23. A process of manufacturing a fur-like synthetic material which comprises the steps of:

(1) preparing a primary pile sheet including a base and primary pile fibres, said primary pile being composed of groups of precursors for superfine fibres, each said group being composed of a mixture of at least two different precursors, said precursors having a difference in shrinkage percentage of more than 5% therebetween, the lengths of the primary pile fibres being in the range of about 4 to 30 mm, each said precursor including one component forming a plurality of superfine fibres having a fineness in the range of about 0.0001 to 0.4 denier and another component having a softening point lower than that of said one component, and said other component being exposed at the surface of the precursor,

(2) subjecting said primary pile sheet to heat treatment for softening said other component having said lower softening point and causing crimps, waves or curls to be formed in said groups of precursors selectively after fusing together at least some of said precursors at least within said groups, or simultaneously with said fusing together thereof, and

(3) subsequently unbinding said precursors to generate superfine fibres.

24. A process as claimed in claim 23, wherein each group of precursors for superfine fibres is composed of 1,000 to 2 ends of precursors.

25. A process as claimed in claim 23 or claim 24, wherein said precursors are "islands-in-a-sea" type fibres.
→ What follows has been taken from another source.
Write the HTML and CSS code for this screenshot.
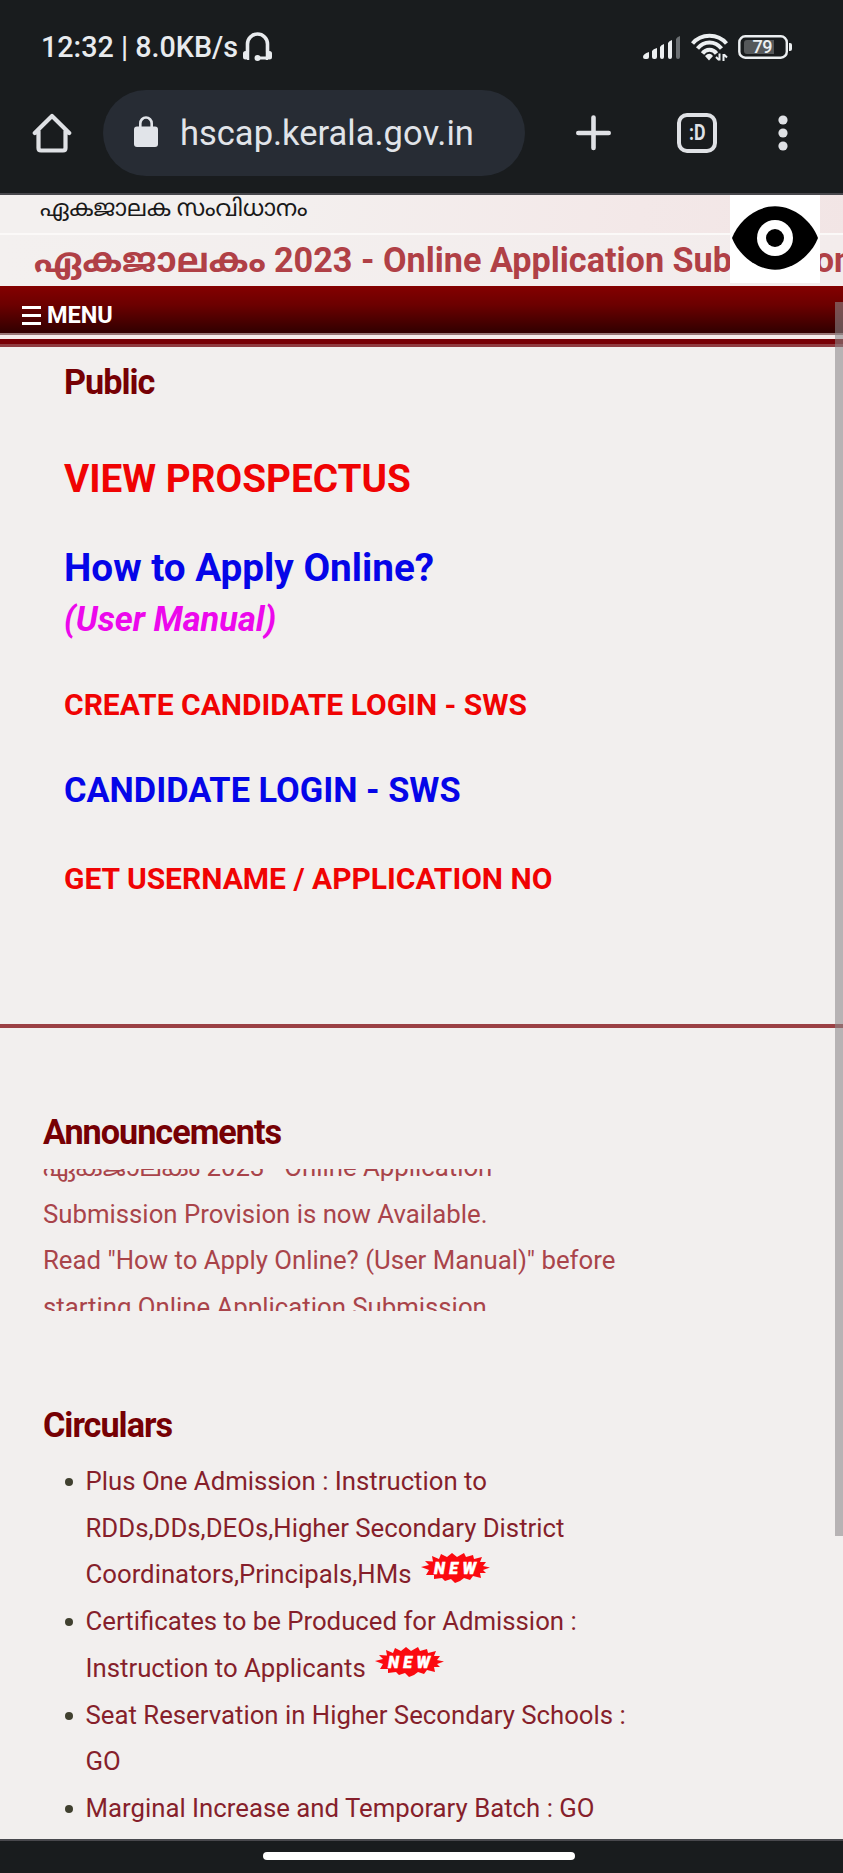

26. A process as claimed in claim 25, wherein said group of precursors comprise a mixture of "islands-in-a-sea" type fibres composed of an island component of polyester homopolymer and a sea component consists of at least one member selected from the group consisting of polystyrene, polystyrene copolymer and polyethylene, and another "islands-in-a-sea" type fibre composed of an island component of polyester copolymer and a sea component consisting of at least one member selected from the group consisting of polystyrene, polystyrene copolymer and polyethylene.